| Problem requirements |
Retype the data that follows line by line, exactly, and leave its pictures out.

——————

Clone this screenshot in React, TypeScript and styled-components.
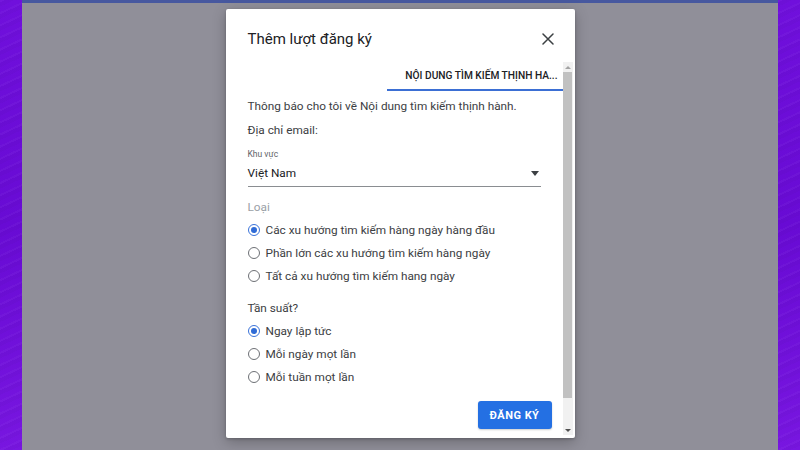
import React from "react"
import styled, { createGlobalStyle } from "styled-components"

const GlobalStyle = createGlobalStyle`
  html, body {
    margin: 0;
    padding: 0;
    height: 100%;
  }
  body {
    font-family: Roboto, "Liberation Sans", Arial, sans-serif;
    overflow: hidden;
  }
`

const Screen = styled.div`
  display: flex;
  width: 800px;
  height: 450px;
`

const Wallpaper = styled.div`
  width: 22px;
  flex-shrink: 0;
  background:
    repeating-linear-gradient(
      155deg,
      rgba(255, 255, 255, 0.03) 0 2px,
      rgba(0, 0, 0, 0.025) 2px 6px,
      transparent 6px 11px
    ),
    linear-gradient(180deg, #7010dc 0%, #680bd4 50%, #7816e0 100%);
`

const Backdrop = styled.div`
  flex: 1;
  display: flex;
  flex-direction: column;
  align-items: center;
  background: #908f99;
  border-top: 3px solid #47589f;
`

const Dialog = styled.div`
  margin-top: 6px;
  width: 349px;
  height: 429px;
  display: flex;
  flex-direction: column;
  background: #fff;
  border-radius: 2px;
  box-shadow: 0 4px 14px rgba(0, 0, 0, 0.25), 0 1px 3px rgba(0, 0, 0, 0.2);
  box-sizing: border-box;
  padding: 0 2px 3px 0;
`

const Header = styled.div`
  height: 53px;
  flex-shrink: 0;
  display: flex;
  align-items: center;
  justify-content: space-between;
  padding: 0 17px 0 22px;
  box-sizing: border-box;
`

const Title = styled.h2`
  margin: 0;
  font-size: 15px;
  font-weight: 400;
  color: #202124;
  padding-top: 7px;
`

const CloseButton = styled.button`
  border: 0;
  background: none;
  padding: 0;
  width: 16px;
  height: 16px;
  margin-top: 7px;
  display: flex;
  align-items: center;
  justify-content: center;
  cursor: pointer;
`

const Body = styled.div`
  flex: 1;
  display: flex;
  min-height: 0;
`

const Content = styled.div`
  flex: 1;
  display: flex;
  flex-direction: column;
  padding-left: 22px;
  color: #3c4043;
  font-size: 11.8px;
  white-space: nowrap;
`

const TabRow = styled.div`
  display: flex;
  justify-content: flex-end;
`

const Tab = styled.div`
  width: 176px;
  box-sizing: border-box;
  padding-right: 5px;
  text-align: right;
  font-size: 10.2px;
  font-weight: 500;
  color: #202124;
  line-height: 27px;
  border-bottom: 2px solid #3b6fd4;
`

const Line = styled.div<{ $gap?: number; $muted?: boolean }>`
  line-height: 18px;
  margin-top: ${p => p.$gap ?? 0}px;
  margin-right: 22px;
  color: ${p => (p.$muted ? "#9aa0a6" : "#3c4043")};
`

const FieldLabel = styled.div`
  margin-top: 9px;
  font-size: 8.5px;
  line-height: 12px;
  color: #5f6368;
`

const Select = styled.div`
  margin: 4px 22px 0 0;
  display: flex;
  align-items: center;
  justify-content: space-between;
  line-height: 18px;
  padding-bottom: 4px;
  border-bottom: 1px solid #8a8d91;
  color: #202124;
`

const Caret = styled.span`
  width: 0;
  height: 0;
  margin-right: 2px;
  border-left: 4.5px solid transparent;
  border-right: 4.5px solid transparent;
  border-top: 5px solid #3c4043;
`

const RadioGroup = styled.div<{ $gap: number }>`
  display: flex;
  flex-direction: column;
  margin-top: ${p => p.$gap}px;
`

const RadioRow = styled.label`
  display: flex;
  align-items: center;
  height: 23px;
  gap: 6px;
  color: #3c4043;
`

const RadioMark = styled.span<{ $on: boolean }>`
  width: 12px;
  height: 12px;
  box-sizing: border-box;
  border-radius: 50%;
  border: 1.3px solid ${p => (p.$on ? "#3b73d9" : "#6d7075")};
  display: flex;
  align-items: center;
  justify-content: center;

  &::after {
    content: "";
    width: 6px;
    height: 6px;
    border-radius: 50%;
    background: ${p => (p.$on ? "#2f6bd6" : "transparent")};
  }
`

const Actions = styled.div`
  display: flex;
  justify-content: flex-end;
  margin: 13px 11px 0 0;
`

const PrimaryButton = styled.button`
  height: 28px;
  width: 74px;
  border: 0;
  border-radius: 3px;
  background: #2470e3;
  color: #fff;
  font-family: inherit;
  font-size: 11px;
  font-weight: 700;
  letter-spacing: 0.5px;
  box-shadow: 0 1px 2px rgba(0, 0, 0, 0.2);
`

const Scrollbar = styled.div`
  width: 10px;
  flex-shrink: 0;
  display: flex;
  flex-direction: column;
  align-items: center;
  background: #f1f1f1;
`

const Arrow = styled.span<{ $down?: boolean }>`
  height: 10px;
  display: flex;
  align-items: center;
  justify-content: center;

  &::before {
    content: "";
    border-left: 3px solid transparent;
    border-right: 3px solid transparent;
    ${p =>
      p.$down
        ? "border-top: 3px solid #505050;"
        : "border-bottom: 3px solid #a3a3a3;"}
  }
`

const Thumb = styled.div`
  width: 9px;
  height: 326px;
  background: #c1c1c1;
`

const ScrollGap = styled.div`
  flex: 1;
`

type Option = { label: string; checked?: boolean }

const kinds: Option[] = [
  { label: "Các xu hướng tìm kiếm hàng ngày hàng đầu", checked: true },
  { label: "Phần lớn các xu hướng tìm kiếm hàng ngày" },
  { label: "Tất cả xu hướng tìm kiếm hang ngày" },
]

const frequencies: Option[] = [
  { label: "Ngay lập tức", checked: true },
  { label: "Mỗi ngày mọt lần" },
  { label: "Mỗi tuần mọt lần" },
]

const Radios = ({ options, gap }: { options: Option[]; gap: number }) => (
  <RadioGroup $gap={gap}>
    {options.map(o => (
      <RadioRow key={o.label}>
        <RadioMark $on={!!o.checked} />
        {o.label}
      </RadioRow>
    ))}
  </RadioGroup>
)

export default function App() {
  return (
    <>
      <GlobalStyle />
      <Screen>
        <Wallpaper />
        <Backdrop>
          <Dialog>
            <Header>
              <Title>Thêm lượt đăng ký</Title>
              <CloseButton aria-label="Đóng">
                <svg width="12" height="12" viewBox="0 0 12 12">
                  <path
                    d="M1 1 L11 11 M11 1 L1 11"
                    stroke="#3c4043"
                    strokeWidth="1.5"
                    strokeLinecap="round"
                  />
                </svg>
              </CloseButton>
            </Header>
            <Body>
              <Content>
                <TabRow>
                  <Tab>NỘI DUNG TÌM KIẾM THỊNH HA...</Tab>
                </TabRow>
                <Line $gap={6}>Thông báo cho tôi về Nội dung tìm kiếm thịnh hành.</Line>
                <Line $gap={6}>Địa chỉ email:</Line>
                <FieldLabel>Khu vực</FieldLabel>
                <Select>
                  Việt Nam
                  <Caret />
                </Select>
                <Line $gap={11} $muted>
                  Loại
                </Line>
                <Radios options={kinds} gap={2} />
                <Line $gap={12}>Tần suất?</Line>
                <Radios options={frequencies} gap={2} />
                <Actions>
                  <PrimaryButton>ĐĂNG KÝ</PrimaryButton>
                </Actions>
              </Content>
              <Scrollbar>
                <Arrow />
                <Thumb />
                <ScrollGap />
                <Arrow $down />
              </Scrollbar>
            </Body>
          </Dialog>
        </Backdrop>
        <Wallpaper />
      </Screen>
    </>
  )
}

——————

| Answer in full |
Clone this screenshot in React, TypeScript and styled-components.
import React from "react"
import styled, { createGlobalStyle } from "styled-components"

const GlobalStyle = createGlobalStyle`
  html, body {
    margin: 0;
    padding: 0;
    height: 100%;
  }
  body {
    font-family: Roboto, "Liberation Sans", Arial, sans-serif;
    overflow: hidden;
  }
`

const Screen = styled.div`
  display: flex;
  width: 800px;
  height: 450px;
`

const Wallpaper = styled.div`
  width: 22px;
  flex-shrink: 0;
  background:
    repeating-linear-gradient(
      155deg,
      rgba(255, 255, 255, 0.03) 0 2px,
      rgba(0, 0, 0, 0.025) 2px 6px,
      transparent 6px 11px
    ),
    linear-gradient(180deg, #7010dc 0%, #680bd4 50%, #7816e0 100%);
`

const Backdrop = styled.div`
  flex: 1;
  display: flex;
  flex-direction: column;
  align-items: center;
  background: #908f99;
  border-top: 3px solid #47589f;
`

const Dialog = styled.div`
  margin-top: 6px;
  width: 349px;
  height: 429px;
  display: flex;
  flex-direction: column;
  background: #fff;
  border-radius: 2px;
  box-shadow: 0 4px 14px rgba(0, 0, 0, 0.25), 0 1px 3px rgba(0, 0, 0, 0.2);
  box-sizing: border-box;
  padding: 0 2px 3px 0;
`

const Header = styled.div`
  height: 53px;
  flex-shrink: 0;
  display: flex;
  align-items: center;
  justify-content: space-between;
  padding: 0 17px 0 22px;
  box-sizing: border-box;
`

const Title = styled.h2`
  margin: 0;
  font-size: 15px;
  font-weight: 400;
  color: #202124;
  padding-top: 7px;
`

const CloseButton = styled.button`
  border: 0;
  background: none;
  padding: 0;
  width: 16px;
  height: 16px;
  margin-top: 7px;
  display: flex;
  align-items: center;
  justify-content: center;
  cursor: pointer;
`

const Body = styled.div`
  flex: 1;
  display: flex;
  min-height: 0;
`

const Content = styled.div`
  flex: 1;
  display: flex;
  flex-direction: column;
  padding-left: 22px;
  color: #3c4043;
  font-size: 11.8px;
  white-space: nowrap;
`

const TabRow = styled.div`
  display: flex;
  justify-content: flex-end;
`

const Tab = styled.div`
  width: 176px;
  box-sizing: border-box;
  padding-right: 5px;
  text-align: right;
  font-size: 10.2px;
  font-weight: 500;
  color: #202124;
  line-height: 27px;
  border-bottom: 2px solid #3b6fd4;
`

const Line = styled.div<{ $gap?: number; $muted?: boolean }>`
  line-height: 18px;
  margin-top: ${p => p.$gap ?? 0}px;
  margin-right: 22px;
  color: ${p => (p.$muted ? "#9aa0a6" : "#3c4043")};
`

const FieldLabel = styled.div`
  margin-top: 9px;
  font-size: 8.5px;
  line-height: 12px;
  color: #5f6368;
`

const Select = styled.div`
  margin: 4px 22px 0 0;
  display: flex;
  align-items: center;
  justify-content: space-between;
  line-height: 18px;
  padding-bottom: 4px;
  border-bottom: 1px solid #8a8d91;
  color: #202124;
`

const Caret = styled.span`
  width: 0;
  height: 0;
  margin-right: 2px;
  border-left: 4.5px solid transparent;
  border-right: 4.5px solid transparent;
  border-top: 5px solid #3c4043;
`

const RadioGroup = styled.div<{ $gap: number }>`
  display: flex;
  flex-direction: column;
  margin-top: ${p => p.$gap}px;
`

const RadioRow = styled.label`
  display: flex;
  align-items: center;
  height: 23px;
  gap: 6px;
  color: #3c4043;
`

const RadioMark = styled.span<{ $on: boolean }>`
  width: 12px;
  height: 12px;
  box-sizing: border-box;
  border-radius: 50%;
  border: 1.3px solid ${p => (p.$on ? "#3b73d9" : "#6d7075")};
  display: flex;
  align-items: center;
  justify-content: center;

  &::after {
    content: "";
    width: 6px;
    height: 6px;
    border-radius: 50%;
    background: ${p => (p.$on ? "#2f6bd6" : "transparent")};
  }
`

const Actions = styled.div`
  display: flex;
  justify-content: flex-end;
  margin: 13px 11px 0 0;
`

const PrimaryButton = styled.button`
  height: 28px;
  width: 74px;
  border: 0;
  border-radius: 3px;
  background: #2470e3;
  color: #fff;
  font-family: inherit;
  font-size: 11px;
  font-weight: 700;
  letter-spacing: 0.5px;
  box-shadow: 0 1px 2px rgba(0, 0, 0, 0.2);
`

const Scrollbar = styled.div`
  width: 10px;
  flex-shrink: 0;
  display: flex;
  flex-direction: column;
  align-items: center;
  background: #f1f1f1;
`

const Arrow = styled.span<{ $down?: boolean }>`
  height: 10px;
  display: flex;
  align-items: center;
  justify-content: center;

  &::before {
    content: "";
    border-left: 3px solid transparent;
    border-right: 3px solid transparent;
    ${p =>
      p.$down
        ? "border-top: 3px solid #505050;"
        : "border-bottom: 3px solid #a3a3a3;"}
  }
`

const Thumb = styled.div`
  width: 9px;
  height: 326px;
  background: #c1c1c1;
`

const ScrollGap = styled.div`
  flex: 1;
`

type Option = { label: string; checked?: boolean }

const kinds: Option[] = [
  { label: "Các xu hướng tìm kiếm hàng ngày hàng đầu", checked: true },
  { label: "Phần lớn các xu hướng tìm kiếm hàng ngày" },
  { label: "Tất cả xu hướng tìm kiếm hang ngày" },
]

const frequencies: Option[] = [
  { label: "Ngay lập tức", checked: true },
  { label: "Mỗi ngày mọt lần" },
  { label: "Mỗi tuần mọt lần" },
]

const Radios = ({ options, gap }: { options: Option[]; gap: number }) => (
  <RadioGroup $gap={gap}>
    {options.map(o => (
      <RadioRow key={o.label}>
        <RadioMark $on={!!o.checked} />
        {o.label}
      </RadioRow>
    ))}
  </RadioGroup>
)

export default function App() {
  return (
    <>
      <GlobalStyle />
      <Screen>
        <Wallpaper />
        <Backdrop>
          <Dialog>
            <Header>
              <Title>Thêm lượt đăng ký</Title>
              <CloseButton aria-label="Đóng">
                <svg width="12" height="12" viewBox="0 0 12 12">
                  <path
                    d="M1 1 L11 11 M11 1 L1 11"
                    stroke="#3c4043"
                    strokeWidth="1.5"
                    strokeLinecap="round"
                  />
                </svg>
              </CloseButton>
            </Header>
            <Body>
              <Content>
                <TabRow>
                  <Tab>NỘI DUNG TÌM KIẾM THỊNH HA...</Tab>
                </TabRow>
                <Line $gap={6}>Thông báo cho tôi về Nội dung tìm kiếm thịnh hành.</Line>
                <Line $gap={6}>Địa chỉ email:</Line>
                <FieldLabel>Khu vực</FieldLabel>
                <Select>
                  Việt Nam
                  <Caret />
                </Select>
                <Line $gap={11} $muted>
                  Loại
                </Line>
                <Radios options={kinds} gap={2} />
                <Line $gap={12}>Tần suất?</Line>
                <Radios options={frequencies} gap={2} />
                <Actions>
                  <PrimaryButton>ĐĂNG KÝ</PrimaryButton>
                </Actions>
              </Content>
              <Scrollbar>
                <Arrow />
                <Thumb />
                <ScrollGap />
                <Arrow $down />
              </Scrollbar>
            </Body>
          </Dialog>
        </Backdrop>
        <Wallpaper />
      </Screen>
    </>
  )
}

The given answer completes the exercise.